- Record extracts:
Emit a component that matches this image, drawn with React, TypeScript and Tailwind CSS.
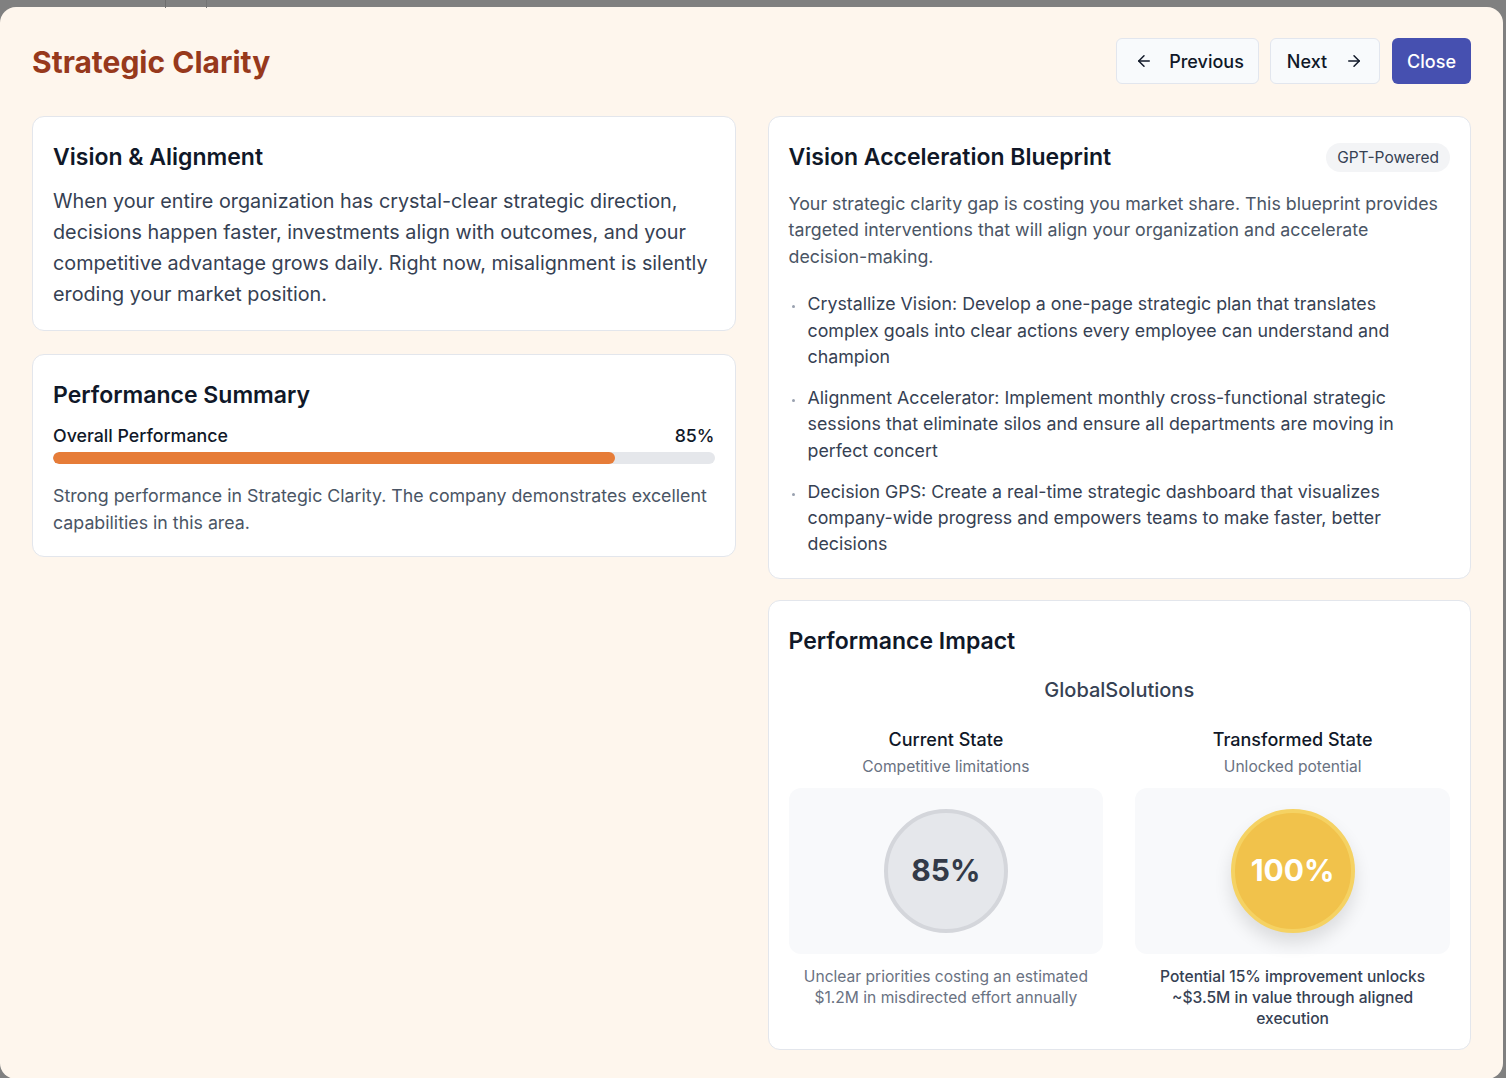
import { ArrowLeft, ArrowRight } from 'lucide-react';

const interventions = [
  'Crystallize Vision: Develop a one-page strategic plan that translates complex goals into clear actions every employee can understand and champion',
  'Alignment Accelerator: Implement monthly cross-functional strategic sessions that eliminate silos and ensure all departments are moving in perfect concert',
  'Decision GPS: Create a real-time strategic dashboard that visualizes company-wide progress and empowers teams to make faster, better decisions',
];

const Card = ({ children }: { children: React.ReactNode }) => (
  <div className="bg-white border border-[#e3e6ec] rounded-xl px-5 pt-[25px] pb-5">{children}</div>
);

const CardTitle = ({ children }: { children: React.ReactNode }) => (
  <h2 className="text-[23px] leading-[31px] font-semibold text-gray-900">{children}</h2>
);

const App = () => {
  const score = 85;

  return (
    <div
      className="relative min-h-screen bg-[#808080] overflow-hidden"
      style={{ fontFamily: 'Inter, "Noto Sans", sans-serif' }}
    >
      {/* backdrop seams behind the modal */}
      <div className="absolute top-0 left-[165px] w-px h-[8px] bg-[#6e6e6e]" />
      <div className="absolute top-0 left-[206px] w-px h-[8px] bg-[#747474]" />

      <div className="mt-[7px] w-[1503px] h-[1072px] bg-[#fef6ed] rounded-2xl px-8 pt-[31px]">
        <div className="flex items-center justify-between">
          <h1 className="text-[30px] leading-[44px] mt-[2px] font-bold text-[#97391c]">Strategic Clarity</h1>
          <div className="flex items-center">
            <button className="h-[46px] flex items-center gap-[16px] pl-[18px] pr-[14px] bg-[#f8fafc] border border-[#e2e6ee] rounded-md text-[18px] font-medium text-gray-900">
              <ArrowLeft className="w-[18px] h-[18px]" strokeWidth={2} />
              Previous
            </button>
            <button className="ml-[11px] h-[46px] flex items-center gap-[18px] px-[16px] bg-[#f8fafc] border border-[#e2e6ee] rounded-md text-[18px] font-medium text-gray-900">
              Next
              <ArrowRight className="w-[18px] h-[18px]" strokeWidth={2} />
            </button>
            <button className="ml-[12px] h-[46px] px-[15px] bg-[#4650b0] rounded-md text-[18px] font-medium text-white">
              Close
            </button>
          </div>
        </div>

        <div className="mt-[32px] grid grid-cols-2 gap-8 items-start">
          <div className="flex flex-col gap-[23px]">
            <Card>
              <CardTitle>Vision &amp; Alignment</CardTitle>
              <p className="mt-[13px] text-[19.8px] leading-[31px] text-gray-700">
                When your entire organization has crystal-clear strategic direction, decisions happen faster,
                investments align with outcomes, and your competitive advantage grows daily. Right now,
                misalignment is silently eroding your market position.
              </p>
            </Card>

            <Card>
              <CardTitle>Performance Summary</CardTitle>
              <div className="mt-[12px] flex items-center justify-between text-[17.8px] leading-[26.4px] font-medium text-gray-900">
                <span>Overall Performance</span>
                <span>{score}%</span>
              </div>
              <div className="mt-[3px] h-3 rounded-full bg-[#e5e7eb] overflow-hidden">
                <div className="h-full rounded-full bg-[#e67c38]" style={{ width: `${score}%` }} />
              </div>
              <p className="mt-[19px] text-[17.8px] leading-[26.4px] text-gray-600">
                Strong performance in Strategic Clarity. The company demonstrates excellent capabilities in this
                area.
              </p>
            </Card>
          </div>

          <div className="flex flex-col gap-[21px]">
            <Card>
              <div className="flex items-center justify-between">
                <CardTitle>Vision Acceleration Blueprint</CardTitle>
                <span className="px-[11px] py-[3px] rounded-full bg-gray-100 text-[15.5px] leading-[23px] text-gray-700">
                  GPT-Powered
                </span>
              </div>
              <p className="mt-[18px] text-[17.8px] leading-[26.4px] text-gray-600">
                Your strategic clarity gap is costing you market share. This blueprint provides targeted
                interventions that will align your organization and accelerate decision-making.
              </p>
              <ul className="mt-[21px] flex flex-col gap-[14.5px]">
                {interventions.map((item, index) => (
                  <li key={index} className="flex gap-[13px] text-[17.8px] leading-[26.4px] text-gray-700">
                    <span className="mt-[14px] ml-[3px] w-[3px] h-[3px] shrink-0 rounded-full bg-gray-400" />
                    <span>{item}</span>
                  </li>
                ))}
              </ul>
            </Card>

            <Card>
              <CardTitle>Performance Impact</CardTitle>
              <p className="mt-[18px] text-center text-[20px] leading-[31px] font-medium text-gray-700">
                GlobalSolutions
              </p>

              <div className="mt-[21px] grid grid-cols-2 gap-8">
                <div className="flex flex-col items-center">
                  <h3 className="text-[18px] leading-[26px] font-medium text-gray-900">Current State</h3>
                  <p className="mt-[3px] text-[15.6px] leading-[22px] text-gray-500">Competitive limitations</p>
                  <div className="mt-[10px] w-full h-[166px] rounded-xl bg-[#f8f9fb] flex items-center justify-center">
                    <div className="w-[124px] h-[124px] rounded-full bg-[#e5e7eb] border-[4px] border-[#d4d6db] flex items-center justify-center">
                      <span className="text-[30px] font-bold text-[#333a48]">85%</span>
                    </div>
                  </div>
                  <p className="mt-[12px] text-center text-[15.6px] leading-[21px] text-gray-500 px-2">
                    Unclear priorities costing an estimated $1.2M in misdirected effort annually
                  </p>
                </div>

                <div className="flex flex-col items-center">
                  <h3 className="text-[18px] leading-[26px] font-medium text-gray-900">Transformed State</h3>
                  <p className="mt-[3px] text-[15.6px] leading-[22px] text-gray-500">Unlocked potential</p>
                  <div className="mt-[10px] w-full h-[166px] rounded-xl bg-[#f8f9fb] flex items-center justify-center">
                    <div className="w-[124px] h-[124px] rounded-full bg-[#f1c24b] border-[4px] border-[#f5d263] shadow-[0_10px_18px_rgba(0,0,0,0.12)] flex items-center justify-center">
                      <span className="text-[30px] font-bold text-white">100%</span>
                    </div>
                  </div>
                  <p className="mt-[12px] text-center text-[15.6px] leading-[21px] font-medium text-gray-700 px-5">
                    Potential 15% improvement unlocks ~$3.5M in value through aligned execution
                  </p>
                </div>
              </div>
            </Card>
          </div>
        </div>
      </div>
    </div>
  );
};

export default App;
==
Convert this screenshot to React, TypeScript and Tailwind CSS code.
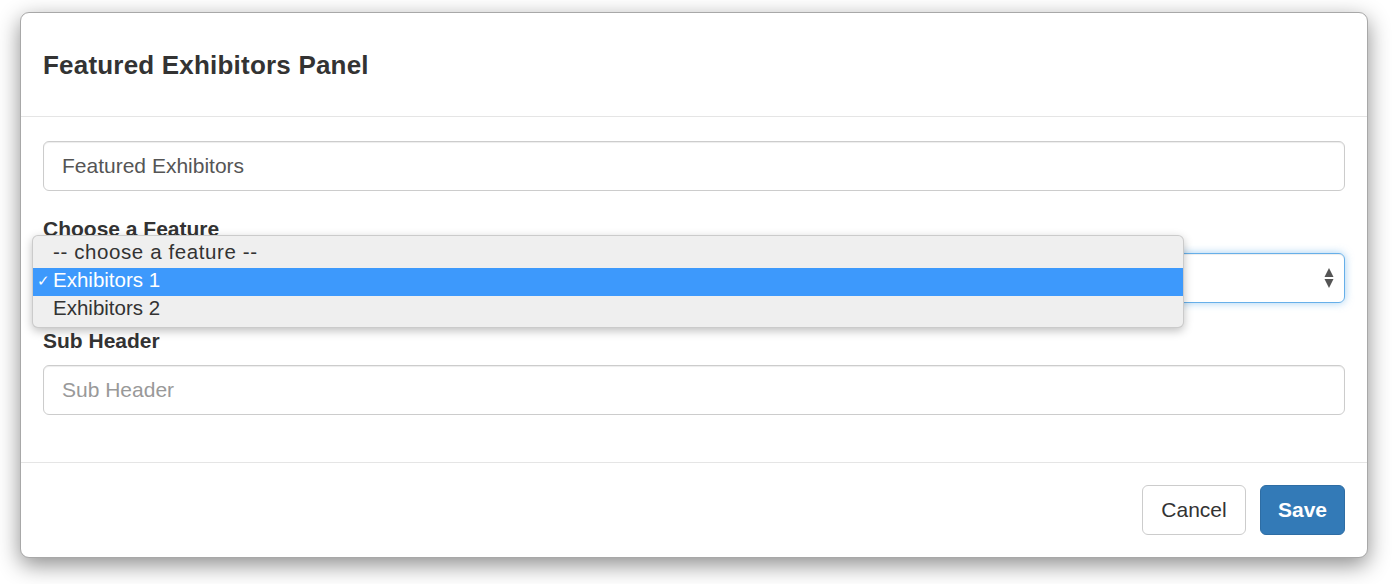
* * *
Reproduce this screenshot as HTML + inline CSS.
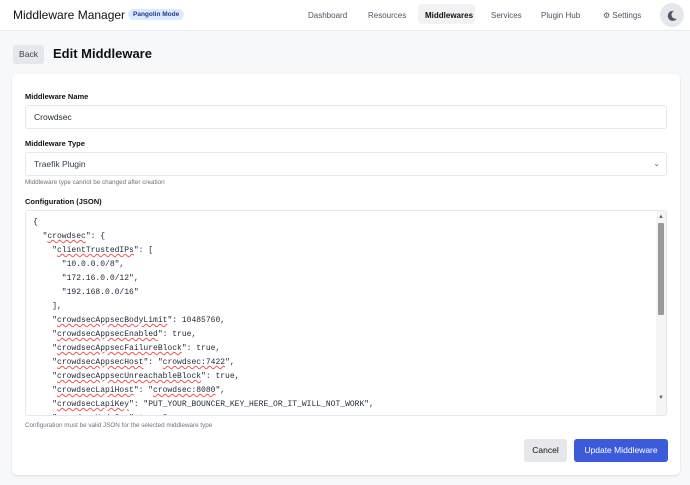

- Goal of the exercise:
Repeat, with no pictures, exactly the lines from the one containing "Emit a component" through the one containing "top-0 left-[206px] w-px", the first and last included.

- Solution for this problem:
Emit a component that matches this image, drawn with React, TypeScript and Tailwind CSS.
import { ArrowLeft, ArrowRight } from 'lucide-react';

const interventions = [
  'Crystallize Vision: Develop a one-page strategic plan that translates complex goals into clear actions every employee can understand and champion',
  'Alignment Accelerator: Implement monthly cross-functional strategic sessions that eliminate silos and ensure all departments are moving in perfect concert',
  'Decision GPS: Create a real-time strategic dashboard that visualizes company-wide progress and empowers teams to make faster, better decisions',
];

const Card = ({ children }: { children: React.ReactNode }) => (
  <div className="bg-white border border-[#e3e6ec] rounded-xl px-5 pt-[25px] pb-5">{children}</div>
);

const CardTitle = ({ children }: { children: React.ReactNode }) => (
  <h2 className="text-[23px] leading-[31px] font-semibold text-gray-900">{children}</h2>
);

const App = () => {
  const score = 85;

  return (
    <div
      className="relative min-h-screen bg-[#808080] overflow-hidden"
      style={{ fontFamily: 'Inter, "Noto Sans", sans-serif' }}
    >
      {/* backdrop seams behind the modal */}
      <div className="absolute top-0 left-[165px] w-px h-[8px] bg-[#6e6e6e]" />
      <div className="absolute top-0 left-[206px] w-px h-[8px] bg-[#747474]" />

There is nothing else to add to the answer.